Given entries:
========================
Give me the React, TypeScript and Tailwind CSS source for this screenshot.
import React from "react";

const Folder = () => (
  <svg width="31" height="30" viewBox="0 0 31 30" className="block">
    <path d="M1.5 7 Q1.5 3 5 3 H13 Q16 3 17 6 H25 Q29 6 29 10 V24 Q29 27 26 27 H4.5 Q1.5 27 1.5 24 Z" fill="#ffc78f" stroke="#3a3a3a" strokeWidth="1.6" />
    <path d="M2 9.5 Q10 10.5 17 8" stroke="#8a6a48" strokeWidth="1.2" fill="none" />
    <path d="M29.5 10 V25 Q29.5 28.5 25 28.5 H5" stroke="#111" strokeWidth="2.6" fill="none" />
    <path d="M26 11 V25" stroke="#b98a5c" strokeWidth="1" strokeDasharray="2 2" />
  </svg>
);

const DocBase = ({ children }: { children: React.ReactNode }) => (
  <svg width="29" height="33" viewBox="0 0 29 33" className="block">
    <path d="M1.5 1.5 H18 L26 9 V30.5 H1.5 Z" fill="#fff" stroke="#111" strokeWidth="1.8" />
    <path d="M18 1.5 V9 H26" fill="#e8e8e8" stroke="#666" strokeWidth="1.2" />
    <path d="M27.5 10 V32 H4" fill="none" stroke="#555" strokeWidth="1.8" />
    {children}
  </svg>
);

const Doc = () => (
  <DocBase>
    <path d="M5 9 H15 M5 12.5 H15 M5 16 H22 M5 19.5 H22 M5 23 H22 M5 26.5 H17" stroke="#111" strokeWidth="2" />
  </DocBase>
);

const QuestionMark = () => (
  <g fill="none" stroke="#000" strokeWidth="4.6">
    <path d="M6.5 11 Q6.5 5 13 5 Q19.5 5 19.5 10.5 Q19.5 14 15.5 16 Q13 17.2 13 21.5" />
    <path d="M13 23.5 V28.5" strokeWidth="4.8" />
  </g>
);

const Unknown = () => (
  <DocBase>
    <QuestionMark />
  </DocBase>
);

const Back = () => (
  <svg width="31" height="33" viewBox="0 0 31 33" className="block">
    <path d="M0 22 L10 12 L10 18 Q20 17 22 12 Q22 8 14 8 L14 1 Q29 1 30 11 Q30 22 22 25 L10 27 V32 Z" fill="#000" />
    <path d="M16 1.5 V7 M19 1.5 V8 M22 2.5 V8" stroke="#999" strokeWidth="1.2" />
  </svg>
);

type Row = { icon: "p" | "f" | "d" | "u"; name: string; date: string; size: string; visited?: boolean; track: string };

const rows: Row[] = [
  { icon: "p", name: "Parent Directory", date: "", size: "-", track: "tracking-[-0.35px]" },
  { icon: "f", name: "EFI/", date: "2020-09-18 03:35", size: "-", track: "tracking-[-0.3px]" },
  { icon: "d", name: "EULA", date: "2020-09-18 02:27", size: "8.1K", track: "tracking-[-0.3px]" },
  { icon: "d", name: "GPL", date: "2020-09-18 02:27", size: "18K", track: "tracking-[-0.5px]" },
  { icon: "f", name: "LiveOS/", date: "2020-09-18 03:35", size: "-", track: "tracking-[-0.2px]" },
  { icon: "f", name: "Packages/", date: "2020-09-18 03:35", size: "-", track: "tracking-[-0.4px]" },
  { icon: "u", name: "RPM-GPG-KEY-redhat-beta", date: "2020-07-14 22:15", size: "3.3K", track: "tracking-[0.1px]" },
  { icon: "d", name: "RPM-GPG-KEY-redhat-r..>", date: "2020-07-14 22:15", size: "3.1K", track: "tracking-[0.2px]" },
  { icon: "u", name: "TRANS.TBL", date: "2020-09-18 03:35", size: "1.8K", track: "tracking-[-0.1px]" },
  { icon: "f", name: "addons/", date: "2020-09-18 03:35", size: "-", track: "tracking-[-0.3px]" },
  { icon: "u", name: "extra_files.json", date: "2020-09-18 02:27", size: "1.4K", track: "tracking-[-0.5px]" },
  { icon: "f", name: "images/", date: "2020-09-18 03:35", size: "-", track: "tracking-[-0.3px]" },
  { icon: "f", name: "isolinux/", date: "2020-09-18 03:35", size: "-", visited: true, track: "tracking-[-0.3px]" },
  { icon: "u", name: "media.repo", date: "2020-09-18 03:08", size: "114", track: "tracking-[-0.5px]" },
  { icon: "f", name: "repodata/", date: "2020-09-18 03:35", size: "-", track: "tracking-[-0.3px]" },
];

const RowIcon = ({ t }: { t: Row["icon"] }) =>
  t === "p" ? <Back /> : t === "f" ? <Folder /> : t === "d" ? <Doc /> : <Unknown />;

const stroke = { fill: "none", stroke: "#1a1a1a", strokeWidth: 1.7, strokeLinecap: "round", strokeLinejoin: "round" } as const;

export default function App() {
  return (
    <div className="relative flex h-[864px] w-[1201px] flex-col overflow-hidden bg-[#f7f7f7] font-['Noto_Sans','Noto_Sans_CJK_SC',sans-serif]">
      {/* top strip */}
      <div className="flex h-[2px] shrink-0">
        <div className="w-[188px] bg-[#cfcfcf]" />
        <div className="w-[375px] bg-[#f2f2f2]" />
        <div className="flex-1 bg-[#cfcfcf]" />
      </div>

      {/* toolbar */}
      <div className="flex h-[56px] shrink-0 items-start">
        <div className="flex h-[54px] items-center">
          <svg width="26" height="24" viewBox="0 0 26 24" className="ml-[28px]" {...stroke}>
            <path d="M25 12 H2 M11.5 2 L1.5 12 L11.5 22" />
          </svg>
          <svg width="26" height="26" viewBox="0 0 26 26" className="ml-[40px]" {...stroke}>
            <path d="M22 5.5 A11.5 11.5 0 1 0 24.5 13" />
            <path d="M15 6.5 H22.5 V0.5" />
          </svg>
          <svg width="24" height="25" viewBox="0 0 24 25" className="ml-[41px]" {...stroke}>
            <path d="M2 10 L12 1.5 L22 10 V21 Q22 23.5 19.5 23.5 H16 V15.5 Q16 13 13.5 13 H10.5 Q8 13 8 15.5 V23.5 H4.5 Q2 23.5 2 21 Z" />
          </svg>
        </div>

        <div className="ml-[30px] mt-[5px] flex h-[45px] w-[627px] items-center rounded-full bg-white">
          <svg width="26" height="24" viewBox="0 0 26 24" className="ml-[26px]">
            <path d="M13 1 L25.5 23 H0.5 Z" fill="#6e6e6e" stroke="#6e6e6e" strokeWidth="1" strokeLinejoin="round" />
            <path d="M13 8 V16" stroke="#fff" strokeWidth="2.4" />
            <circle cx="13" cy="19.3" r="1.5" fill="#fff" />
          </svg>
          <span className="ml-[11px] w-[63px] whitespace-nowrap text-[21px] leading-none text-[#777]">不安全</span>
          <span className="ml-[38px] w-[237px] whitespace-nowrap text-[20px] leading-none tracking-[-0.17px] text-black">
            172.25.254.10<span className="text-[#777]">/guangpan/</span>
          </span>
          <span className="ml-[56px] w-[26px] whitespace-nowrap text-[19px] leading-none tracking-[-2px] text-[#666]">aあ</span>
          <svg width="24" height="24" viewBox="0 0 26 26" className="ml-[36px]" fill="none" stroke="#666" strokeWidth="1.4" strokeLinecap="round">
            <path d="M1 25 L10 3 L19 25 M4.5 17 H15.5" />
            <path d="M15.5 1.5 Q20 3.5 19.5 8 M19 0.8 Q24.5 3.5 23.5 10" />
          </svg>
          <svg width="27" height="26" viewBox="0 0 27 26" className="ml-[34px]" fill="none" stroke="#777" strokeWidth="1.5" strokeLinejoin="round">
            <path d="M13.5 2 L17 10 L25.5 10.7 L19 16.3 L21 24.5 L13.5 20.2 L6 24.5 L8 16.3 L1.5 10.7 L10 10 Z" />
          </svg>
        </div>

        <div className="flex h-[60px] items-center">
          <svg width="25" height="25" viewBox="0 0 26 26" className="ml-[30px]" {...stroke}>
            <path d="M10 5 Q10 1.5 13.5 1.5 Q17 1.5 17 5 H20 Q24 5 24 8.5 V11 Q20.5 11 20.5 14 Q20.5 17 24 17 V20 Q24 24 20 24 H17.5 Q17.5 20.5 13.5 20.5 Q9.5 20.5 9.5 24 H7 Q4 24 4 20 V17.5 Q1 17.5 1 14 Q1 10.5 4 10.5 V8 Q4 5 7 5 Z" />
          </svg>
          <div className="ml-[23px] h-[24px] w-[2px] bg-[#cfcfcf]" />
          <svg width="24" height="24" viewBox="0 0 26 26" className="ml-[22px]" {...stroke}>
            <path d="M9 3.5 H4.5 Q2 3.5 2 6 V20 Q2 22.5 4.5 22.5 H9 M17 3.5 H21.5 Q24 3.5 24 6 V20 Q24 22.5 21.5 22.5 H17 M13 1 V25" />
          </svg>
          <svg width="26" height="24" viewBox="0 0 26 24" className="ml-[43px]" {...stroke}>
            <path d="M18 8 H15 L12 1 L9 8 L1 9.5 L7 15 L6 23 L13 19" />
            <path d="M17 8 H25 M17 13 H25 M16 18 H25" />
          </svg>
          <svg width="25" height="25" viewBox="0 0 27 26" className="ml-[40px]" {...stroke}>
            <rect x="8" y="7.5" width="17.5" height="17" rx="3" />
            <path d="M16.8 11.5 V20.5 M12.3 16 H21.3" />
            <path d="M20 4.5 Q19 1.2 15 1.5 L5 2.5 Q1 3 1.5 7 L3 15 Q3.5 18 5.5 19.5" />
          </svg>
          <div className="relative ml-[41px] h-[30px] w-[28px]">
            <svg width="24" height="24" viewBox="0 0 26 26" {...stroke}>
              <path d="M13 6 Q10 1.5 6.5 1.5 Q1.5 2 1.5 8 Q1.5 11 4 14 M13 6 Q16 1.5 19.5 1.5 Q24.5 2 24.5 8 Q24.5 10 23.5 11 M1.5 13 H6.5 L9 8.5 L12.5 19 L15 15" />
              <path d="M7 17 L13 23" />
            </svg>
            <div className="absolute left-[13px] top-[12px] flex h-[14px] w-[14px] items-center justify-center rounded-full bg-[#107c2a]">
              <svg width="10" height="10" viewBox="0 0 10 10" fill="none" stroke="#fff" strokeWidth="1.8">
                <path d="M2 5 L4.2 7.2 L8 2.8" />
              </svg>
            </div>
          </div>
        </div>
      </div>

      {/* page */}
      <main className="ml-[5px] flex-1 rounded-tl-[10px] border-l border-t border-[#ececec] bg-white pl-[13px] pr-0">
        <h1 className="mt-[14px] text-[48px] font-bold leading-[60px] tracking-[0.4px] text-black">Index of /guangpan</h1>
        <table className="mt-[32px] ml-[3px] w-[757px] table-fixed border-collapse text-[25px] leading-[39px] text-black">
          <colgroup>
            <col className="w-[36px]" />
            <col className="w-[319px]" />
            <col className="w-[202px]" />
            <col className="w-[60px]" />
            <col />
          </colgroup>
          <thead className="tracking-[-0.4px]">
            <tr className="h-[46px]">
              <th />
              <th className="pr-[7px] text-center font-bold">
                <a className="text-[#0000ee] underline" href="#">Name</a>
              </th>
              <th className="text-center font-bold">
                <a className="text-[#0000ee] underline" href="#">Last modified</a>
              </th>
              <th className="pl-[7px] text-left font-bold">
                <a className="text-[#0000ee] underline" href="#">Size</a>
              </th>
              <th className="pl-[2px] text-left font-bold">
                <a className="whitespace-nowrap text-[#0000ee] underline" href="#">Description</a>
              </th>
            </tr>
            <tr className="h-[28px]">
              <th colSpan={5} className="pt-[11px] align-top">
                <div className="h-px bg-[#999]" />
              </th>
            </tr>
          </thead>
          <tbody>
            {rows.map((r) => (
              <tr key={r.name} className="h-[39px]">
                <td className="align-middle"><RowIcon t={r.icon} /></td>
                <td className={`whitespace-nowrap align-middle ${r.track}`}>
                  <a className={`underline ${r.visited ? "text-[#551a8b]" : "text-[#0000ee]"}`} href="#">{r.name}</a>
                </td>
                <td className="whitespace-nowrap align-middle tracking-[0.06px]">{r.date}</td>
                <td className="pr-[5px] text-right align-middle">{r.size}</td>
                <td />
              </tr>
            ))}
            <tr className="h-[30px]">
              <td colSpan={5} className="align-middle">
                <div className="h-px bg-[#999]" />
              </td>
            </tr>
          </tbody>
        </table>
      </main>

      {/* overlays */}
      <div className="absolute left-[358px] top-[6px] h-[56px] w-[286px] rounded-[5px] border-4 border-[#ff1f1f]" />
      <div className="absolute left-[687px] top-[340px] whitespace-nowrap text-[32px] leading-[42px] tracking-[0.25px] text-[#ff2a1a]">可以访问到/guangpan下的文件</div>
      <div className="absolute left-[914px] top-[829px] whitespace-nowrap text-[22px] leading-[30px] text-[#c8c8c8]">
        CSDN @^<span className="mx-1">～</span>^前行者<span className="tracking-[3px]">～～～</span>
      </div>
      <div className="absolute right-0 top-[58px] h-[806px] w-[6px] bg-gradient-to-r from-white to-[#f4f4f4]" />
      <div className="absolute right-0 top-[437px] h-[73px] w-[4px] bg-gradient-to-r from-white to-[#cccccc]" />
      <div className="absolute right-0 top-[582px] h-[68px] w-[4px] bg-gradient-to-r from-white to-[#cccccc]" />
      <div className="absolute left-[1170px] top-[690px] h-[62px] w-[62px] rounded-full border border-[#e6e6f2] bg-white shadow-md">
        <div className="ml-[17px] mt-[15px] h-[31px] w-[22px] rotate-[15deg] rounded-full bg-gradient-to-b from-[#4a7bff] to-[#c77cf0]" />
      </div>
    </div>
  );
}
========================
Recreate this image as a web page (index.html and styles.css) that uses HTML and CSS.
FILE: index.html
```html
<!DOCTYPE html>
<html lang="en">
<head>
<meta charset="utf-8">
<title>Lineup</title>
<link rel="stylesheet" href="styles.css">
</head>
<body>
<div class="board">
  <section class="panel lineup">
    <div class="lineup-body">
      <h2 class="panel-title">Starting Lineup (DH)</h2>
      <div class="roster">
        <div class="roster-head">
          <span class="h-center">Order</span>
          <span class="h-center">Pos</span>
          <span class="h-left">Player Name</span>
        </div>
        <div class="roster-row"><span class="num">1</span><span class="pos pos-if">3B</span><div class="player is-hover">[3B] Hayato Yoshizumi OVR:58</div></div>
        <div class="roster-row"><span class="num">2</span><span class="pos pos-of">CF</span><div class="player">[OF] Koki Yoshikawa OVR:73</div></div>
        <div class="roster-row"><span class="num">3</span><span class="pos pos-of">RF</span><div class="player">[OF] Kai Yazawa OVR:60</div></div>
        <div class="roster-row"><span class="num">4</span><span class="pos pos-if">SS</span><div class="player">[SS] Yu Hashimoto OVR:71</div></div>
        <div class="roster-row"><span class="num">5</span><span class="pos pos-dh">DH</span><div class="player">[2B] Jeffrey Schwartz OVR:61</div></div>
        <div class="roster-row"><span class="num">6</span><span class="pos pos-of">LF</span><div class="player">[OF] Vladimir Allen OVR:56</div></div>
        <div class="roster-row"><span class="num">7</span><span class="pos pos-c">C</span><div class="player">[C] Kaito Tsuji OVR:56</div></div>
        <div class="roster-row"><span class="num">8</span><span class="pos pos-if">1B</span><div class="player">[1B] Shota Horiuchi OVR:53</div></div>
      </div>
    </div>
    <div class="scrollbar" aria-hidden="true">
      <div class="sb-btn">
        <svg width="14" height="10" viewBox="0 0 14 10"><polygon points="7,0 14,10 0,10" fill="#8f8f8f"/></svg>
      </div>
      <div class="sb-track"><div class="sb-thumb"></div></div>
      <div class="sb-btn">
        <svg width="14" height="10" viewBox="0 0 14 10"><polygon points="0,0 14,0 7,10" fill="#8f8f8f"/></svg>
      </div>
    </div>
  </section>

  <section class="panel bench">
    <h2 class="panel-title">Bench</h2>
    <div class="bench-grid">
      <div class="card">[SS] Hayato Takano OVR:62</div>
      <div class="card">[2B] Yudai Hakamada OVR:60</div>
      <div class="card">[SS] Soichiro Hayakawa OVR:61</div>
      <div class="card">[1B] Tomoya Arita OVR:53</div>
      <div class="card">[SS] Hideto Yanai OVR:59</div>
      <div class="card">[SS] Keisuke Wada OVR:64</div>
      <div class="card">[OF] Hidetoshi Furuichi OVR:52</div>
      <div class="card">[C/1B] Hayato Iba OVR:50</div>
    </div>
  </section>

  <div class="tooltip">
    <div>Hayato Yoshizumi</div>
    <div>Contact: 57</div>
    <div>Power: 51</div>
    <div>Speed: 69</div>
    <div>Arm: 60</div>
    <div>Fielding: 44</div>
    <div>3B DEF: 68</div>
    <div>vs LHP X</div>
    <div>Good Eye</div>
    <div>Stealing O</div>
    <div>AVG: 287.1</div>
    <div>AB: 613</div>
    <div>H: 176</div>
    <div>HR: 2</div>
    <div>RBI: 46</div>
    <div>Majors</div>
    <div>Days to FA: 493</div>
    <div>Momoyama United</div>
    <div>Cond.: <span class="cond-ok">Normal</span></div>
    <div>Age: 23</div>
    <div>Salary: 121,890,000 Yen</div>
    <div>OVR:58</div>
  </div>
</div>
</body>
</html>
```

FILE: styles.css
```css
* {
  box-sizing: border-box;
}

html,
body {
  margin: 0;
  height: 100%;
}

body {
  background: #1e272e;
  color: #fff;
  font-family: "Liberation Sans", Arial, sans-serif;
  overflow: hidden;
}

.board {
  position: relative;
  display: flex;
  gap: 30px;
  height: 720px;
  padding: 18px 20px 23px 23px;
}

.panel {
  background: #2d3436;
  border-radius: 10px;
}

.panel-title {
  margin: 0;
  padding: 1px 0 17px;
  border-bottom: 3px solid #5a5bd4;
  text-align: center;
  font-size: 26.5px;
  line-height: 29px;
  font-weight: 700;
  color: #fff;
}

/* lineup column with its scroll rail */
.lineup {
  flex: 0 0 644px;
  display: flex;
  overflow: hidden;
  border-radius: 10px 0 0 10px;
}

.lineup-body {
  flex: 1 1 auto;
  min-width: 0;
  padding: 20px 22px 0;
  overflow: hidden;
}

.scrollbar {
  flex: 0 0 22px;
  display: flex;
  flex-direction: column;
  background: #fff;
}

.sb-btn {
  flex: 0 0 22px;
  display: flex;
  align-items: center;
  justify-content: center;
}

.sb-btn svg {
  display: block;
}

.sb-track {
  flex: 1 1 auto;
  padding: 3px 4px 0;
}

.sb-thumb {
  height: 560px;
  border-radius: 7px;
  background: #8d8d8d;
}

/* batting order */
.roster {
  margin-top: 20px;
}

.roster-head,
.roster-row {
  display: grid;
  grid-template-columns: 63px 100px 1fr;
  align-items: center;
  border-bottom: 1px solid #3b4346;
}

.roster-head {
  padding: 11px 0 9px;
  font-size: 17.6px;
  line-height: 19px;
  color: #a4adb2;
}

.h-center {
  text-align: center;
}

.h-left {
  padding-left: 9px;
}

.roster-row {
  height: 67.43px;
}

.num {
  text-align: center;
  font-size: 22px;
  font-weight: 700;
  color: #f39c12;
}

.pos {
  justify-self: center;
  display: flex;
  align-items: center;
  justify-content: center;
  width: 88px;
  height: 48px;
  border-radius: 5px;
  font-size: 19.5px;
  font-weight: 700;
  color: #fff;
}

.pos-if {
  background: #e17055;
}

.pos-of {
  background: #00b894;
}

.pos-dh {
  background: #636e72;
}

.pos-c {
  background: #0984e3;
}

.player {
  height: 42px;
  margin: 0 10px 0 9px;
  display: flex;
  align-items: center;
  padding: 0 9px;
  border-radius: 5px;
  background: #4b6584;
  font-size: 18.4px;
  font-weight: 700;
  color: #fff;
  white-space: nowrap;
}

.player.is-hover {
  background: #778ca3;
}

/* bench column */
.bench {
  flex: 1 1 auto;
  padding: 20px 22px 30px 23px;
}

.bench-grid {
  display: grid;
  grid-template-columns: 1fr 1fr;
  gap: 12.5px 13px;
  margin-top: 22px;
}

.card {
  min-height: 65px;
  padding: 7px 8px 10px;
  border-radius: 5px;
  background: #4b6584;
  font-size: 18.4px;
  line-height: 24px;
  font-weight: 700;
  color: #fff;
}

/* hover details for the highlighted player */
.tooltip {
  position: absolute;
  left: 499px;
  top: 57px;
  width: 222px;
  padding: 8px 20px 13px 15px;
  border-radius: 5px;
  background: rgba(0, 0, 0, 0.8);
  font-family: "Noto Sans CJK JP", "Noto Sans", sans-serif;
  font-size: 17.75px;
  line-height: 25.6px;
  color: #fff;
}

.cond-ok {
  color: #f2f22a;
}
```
========================
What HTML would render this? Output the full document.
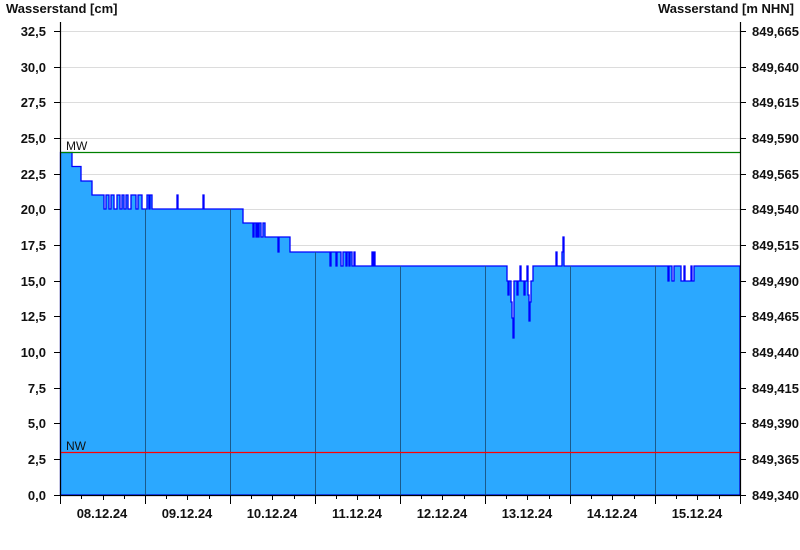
========================
Task details:
Gather each line holding the string "React".

Answer below:
Give me the React, TypeScript and Tailwind CSS source for this screenshot.
import React from "react";
const DocBase = ({ children }: { children: React.ReactNode }) => (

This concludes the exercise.